▶ [Dataset extract]
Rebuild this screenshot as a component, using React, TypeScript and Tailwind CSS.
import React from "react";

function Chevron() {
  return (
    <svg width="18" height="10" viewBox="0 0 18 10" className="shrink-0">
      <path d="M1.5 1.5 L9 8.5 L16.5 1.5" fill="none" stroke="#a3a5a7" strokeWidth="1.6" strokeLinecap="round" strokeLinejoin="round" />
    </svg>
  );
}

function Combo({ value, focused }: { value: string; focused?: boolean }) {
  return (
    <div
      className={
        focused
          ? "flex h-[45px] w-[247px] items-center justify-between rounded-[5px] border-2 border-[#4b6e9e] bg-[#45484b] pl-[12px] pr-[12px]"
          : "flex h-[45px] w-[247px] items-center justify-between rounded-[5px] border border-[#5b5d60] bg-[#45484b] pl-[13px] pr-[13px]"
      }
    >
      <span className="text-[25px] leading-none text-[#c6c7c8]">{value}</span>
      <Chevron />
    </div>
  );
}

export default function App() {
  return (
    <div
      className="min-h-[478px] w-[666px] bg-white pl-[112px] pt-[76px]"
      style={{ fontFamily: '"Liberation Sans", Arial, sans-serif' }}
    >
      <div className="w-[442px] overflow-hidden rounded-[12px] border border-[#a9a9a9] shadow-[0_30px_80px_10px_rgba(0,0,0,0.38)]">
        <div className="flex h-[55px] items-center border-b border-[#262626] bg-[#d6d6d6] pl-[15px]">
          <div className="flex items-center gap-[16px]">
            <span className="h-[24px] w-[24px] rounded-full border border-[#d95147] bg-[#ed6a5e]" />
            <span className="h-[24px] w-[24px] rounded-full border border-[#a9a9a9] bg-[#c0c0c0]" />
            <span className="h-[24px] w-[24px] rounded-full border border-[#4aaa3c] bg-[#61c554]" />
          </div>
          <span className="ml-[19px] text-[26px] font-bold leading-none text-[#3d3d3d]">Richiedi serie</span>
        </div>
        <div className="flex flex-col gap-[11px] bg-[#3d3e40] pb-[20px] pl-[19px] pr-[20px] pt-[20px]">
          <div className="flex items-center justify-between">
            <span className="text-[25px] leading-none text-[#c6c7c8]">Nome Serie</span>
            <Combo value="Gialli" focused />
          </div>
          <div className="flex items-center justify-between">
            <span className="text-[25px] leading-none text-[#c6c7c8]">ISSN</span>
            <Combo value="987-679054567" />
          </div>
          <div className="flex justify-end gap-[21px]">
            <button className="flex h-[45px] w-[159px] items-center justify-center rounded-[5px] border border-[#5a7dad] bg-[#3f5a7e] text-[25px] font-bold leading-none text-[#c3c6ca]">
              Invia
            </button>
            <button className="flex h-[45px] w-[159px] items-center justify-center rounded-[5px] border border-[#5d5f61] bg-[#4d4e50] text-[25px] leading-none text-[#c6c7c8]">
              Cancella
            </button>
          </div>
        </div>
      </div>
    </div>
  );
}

▶ [Stated goal] All of the data must be returned exactly.

▶ [In response]
Rebuild this screenshot as a component, using React, TypeScript and Tailwind CSS.
import React from "react";

function Chevron() {
  return (
    <svg width="18" height="10" viewBox="0 0 18 10" className="shrink-0">
      <path d="M1.5 1.5 L9 8.5 L16.5 1.5" fill="none" stroke="#a3a5a7" strokeWidth="1.6" strokeLinecap="round" strokeLinejoin="round" />
    </svg>
  );
}

function Combo({ value, focused }: { value: string; focused?: boolean }) {
  return (
    <div
      className={
        focused
          ? "flex h-[45px] w-[247px] items-center justify-between rounded-[5px] border-2 border-[#4b6e9e] bg-[#45484b] pl-[12px] pr-[12px]"
          : "flex h-[45px] w-[247px] items-center justify-between rounded-[5px] border border-[#5b5d60] bg-[#45484b] pl-[13px] pr-[13px]"
      }
    >
      <span className="text-[25px] leading-none text-[#c6c7c8]">{value}</span>
      <Chevron />
    </div>
  );
}

export default function App() {
  return (
    <div
      className="min-h-[478px] w-[666px] bg-white pl-[112px] pt-[76px]"
      style={{ fontFamily: '"Liberation Sans", Arial, sans-serif' }}
    >
      <div className="w-[442px] overflow-hidden rounded-[12px] border border-[#a9a9a9] shadow-[0_30px_80px_10px_rgba(0,0,0,0.38)]">
        <div className="flex h-[55px] items-center border-b border-[#262626] bg-[#d6d6d6] pl-[15px]">
          <div className="flex items-center gap-[16px]">
            <span className="h-[24px] w-[24px] rounded-full border border-[#d95147] bg-[#ed6a5e]" />
            <span className="h-[24px] w-[24px] rounded-full border border-[#a9a9a9] bg-[#c0c0c0]" />
            <span className="h-[24px] w-[24px] rounded-full border border-[#4aaa3c] bg-[#61c554]" />
          </div>
          <span className="ml-[19px] text-[26px] font-bold leading-none text-[#3d3d3d]">Richiedi serie</span>
        </div>
        <div className="flex flex-col gap-[11px] bg-[#3d3e40] pb-[20px] pl-[19px] pr-[20px] pt-[20px]">
          <div className="flex items-center justify-between">
            <span className="text-[25px] leading-none text-[#c6c7c8]">Nome Serie</span>
            <Combo value="Gialli" focused />
          </div>
          <div className="flex items-center justify-between">
            <span className="text-[25px] leading-none text-[#c6c7c8]">ISSN</span>
            <Combo value="987-679054567" />
          </div>
          <div className="flex justify-end gap-[21px]">
            <button className="flex h-[45px] w-[159px] items-center justify-center rounded-[5px] border border-[#5a7dad] bg-[#3f5a7e] text-[25px] font-bold leading-none text-[#c3c6ca]">
              Invia
            </button>
            <button className="flex h-[45px] w-[159px] items-center justify-center rounded-[5px] border border-[#5d5f61] bg-[#4d4e50] text-[25px] leading-none text-[#c6c7c8]">
              Cancella
            </button>
          </div>
        </div>
      </div>
    </div>
  );
}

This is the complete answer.